─── Data in this exercise ───

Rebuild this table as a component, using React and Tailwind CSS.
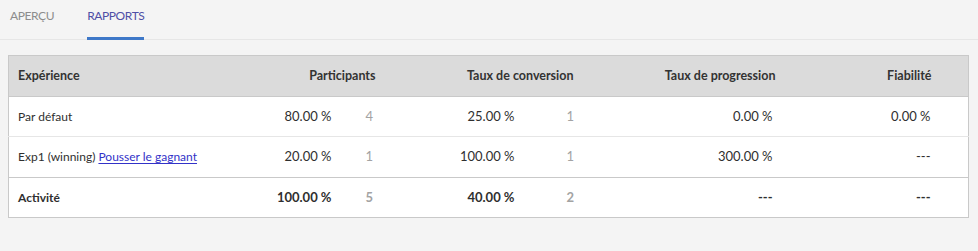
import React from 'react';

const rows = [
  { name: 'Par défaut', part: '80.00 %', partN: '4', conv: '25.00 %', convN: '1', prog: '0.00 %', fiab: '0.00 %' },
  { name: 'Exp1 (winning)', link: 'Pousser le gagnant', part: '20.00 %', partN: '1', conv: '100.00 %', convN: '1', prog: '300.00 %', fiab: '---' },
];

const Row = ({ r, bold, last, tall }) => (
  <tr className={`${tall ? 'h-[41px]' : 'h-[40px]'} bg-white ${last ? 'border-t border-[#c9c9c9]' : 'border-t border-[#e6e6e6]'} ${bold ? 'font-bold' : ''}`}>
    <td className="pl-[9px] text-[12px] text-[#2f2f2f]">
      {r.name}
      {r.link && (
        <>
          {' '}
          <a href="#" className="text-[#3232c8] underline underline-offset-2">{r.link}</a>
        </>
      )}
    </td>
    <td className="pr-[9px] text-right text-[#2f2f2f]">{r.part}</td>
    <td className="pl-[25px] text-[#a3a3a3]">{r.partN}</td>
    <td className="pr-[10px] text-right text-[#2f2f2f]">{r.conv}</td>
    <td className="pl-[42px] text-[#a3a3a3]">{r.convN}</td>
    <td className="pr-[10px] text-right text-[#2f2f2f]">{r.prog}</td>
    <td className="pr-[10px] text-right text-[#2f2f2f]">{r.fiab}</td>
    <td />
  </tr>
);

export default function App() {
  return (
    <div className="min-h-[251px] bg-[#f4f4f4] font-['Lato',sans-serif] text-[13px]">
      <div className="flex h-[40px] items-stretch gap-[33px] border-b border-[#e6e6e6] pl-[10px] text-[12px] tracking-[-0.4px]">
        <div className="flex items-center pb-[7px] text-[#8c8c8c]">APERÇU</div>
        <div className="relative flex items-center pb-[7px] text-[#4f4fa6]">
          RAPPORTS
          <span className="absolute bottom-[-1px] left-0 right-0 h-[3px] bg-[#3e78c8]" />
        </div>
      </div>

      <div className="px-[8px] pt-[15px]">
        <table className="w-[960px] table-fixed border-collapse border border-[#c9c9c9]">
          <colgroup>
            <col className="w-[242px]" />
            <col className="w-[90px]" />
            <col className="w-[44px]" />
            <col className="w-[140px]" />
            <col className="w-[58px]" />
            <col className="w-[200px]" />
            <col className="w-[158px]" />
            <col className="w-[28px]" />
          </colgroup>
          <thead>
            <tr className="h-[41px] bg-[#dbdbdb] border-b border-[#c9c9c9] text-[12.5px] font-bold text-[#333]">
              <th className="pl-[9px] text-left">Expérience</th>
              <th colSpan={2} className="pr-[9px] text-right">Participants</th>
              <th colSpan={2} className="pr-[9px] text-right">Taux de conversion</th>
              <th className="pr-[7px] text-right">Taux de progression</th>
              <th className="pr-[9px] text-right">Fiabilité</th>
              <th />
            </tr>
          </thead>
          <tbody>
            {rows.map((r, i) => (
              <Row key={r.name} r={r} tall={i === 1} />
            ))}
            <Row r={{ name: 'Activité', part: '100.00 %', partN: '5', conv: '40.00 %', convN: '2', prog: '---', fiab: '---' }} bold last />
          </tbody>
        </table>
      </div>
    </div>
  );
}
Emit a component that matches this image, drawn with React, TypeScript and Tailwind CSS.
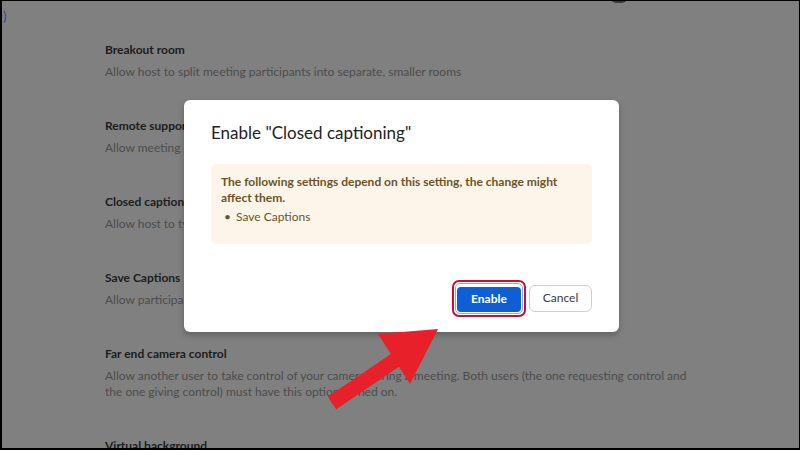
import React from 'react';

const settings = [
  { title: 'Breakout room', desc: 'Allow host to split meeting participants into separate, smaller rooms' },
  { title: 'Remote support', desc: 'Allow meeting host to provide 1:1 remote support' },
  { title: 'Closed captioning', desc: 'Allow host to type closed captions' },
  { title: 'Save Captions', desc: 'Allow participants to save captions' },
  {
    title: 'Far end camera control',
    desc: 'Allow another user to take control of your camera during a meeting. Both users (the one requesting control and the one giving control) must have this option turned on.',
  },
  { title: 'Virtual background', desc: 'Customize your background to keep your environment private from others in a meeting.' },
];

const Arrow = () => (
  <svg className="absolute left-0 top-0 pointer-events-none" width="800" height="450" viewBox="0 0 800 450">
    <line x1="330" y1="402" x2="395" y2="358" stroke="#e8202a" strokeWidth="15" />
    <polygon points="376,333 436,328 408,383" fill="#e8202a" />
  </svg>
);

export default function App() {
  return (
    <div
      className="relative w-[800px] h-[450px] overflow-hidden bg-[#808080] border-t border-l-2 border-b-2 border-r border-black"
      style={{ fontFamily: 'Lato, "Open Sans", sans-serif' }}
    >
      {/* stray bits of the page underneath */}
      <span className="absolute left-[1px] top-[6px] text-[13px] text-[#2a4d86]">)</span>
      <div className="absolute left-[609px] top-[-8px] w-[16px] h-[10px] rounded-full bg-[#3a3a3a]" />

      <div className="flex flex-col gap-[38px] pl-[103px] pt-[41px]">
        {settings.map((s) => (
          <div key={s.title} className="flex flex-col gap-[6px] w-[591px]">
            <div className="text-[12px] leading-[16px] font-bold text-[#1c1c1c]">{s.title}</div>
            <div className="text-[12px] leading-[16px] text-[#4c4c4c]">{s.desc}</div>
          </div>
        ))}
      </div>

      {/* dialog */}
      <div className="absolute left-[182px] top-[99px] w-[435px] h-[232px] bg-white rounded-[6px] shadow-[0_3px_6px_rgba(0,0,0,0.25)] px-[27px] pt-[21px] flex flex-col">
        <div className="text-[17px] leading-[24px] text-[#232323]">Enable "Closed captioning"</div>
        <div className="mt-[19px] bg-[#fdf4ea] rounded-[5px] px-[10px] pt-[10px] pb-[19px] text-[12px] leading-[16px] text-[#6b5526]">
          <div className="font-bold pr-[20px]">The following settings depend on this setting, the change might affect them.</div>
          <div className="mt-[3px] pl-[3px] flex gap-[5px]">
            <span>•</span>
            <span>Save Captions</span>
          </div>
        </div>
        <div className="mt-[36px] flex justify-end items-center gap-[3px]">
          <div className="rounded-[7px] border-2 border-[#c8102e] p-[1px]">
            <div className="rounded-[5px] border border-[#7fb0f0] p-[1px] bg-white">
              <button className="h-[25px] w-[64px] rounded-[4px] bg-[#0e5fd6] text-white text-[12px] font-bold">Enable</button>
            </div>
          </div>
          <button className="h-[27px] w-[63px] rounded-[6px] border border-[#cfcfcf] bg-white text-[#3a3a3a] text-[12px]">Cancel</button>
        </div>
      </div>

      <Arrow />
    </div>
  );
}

───

§ Work required
Repeat everything in the records precisely. Images are excluded from the copy.

§ Output of the task
Rebuild this table as a component, using React and Tailwind CSS.
import React from 'react';

const rows = [
  { name: 'Par défaut', part: '80.00 %', partN: '4', conv: '25.00 %', convN: '1', prog: '0.00 %', fiab: '0.00 %' },
  { name: 'Exp1 (winning)', link: 'Pousser le gagnant', part: '20.00 %', partN: '1', conv: '100.00 %', convN: '1', prog: '300.00 %', fiab: '---' },
];

const Row = ({ r, bold, last, tall }) => (
  <tr className={`${tall ? 'h-[41px]' : 'h-[40px]'} bg-white ${last ? 'border-t border-[#c9c9c9]' : 'border-t border-[#e6e6e6]'} ${bold ? 'font-bold' : ''}`}>
    <td className="pl-[9px] text-[12px] text-[#2f2f2f]">
      {r.name}
      {r.link && (
        <>
          {' '}
          <a href="#" className="text-[#3232c8] underline underline-offset-2">{r.link}</a>
        </>
      )}
    </td>
    <td className="pr-[9px] text-right text-[#2f2f2f]">{r.part}</td>
    <td className="pl-[25px] text-[#a3a3a3]">{r.partN}</td>
    <td className="pr-[10px] text-right text-[#2f2f2f]">{r.conv}</td>
    <td className="pl-[42px] text-[#a3a3a3]">{r.convN}</td>
    <td className="pr-[10px] text-right text-[#2f2f2f]">{r.prog}</td>
    <td className="pr-[10px] text-right text-[#2f2f2f]">{r.fiab}</td>
    <td />
  </tr>
);

export default function App() {
  return (
    <div className="min-h-[251px] bg-[#f4f4f4] font-['Lato',sans-serif] text-[13px]">
      <div className="flex h-[40px] items-stretch gap-[33px] border-b border-[#e6e6e6] pl-[10px] text-[12px] tracking-[-0.4px]">
        <div className="flex items-center pb-[7px] text-[#8c8c8c]">APERÇU</div>
        <div className="relative flex items-center pb-[7px] text-[#4f4fa6]">
          RAPPORTS
          <span className="absolute bottom-[-1px] left-0 right-0 h-[3px] bg-[#3e78c8]" />
        </div>
      </div>

      <div className="px-[8px] pt-[15px]">
        <table className="w-[960px] table-fixed border-collapse border border-[#c9c9c9]">
          <colgroup>
            <col className="w-[242px]" />
            <col className="w-[90px]" />
            <col className="w-[44px]" />
            <col className="w-[140px]" />
            <col className="w-[58px]" />
            <col className="w-[200px]" />
            <col className="w-[158px]" />
            <col className="w-[28px]" />
          </colgroup>
          <thead>
            <tr className="h-[41px] bg-[#dbdbdb] border-b border-[#c9c9c9] text-[12.5px] font-bold text-[#333]">
              <th className="pl-[9px] text-left">Expérience</th>
              <th colSpan={2} className="pr-[9px] text-right">Participants</th>
              <th colSpan={2} className="pr-[9px] text-right">Taux de conversion</th>
              <th className="pr-[7px] text-right">Taux de progression</th>
              <th className="pr-[9px] text-right">Fiabilité</th>
              <th />
            </tr>
          </thead>
          <tbody>
            {rows.map((r, i) => (
              <Row key={r.name} r={r} tall={i === 1} />
            ))}
            <Row r={{ name: 'Activité', part: '100.00 %', partN: '5', conv: '40.00 %', convN: '2', prog: '---', fiab: '---' }} bold last />
          </tbody>
        </table>
      </div>
    </div>
  );
}
Emit a component that matches this image, drawn with React, TypeScript and Tailwind CSS.
import React from 'react';

const settings = [
  { title: 'Breakout room', desc: 'Allow host to split meeting participants into separate, smaller rooms' },
  { title: 'Remote support', desc: 'Allow meeting host to provide 1:1 remote support' },
  { title: 'Closed captioning', desc: 'Allow host to type closed captions' },
  { title: 'Save Captions', desc: 'Allow participants to save captions' },
  {
    title: 'Far end camera control',
    desc: 'Allow another user to take control of your camera during a meeting. Both users (the one requesting control and the one giving control) must have this option turned on.',
  },
  { title: 'Virtual background', desc: 'Customize your background to keep your environment private from others in a meeting.' },
];

const Arrow = () => (
  <svg className="absolute left-0 top-0 pointer-events-none" width="800" height="450" viewBox="0 0 800 450">
    <line x1="330" y1="402" x2="395" y2="358" stroke="#e8202a" strokeWidth="15" />
    <polygon points="376,333 436,328 408,383" fill="#e8202a" />
  </svg>
);

export default function App() {
  return (
    <div
      className="relative w-[800px] h-[450px] overflow-hidden bg-[#808080] border-t border-l-2 border-b-2 border-r border-black"
      style={{ fontFamily: 'Lato, "Open Sans", sans-serif' }}
    >
      {/* stray bits of the page underneath */}
      <span className="absolute left-[1px] top-[6px] text-[13px] text-[#2a4d86]">)</span>
      <div className="absolute left-[609px] top-[-8px] w-[16px] h-[10px] rounded-full bg-[#3a3a3a]" />

      <div className="flex flex-col gap-[38px] pl-[103px] pt-[41px]">
        {settings.map((s) => (
          <div key={s.title} className="flex flex-col gap-[6px] w-[591px]">
            <div className="text-[12px] leading-[16px] font-bold text-[#1c1c1c]">{s.title}</div>
            <div className="text-[12px] leading-[16px] text-[#4c4c4c]">{s.desc}</div>
          </div>
        ))}
      </div>

      {/* dialog */}
      <div className="absolute left-[182px] top-[99px] w-[435px] h-[232px] bg-white rounded-[6px] shadow-[0_3px_6px_rgba(0,0,0,0.25)] px-[27px] pt-[21px] flex flex-col">
        <div className="text-[17px] leading-[24px] text-[#232323]">Enable "Closed captioning"</div>
        <div className="mt-[19px] bg-[#fdf4ea] rounded-[5px] px-[10px] pt-[10px] pb-[19px] text-[12px] leading-[16px] text-[#6b5526]">
          <div className="font-bold pr-[20px]">The following settings depend on this setting, the change might affect them.</div>
          <div className="mt-[3px] pl-[3px] flex gap-[5px]">
            <span>•</span>
            <span>Save Captions</span>
          </div>
        </div>
        <div className="mt-[36px] flex justify-end items-center gap-[3px]">
          <div className="rounded-[7px] border-2 border-[#c8102e] p-[1px]">
            <div className="rounded-[5px] border border-[#7fb0f0] p-[1px] bg-white">
              <button className="h-[25px] w-[64px] rounded-[4px] bg-[#0e5fd6] text-white text-[12px] font-bold">Enable</button>
            </div>
          </div>
          <button className="h-[27px] w-[63px] rounded-[6px] border border-[#cfcfcf] bg-white text-[#3a3a3a] text-[12px]">Cancel</button>
        </div>
      </div>

      <Arrow />
    </div>
  );
}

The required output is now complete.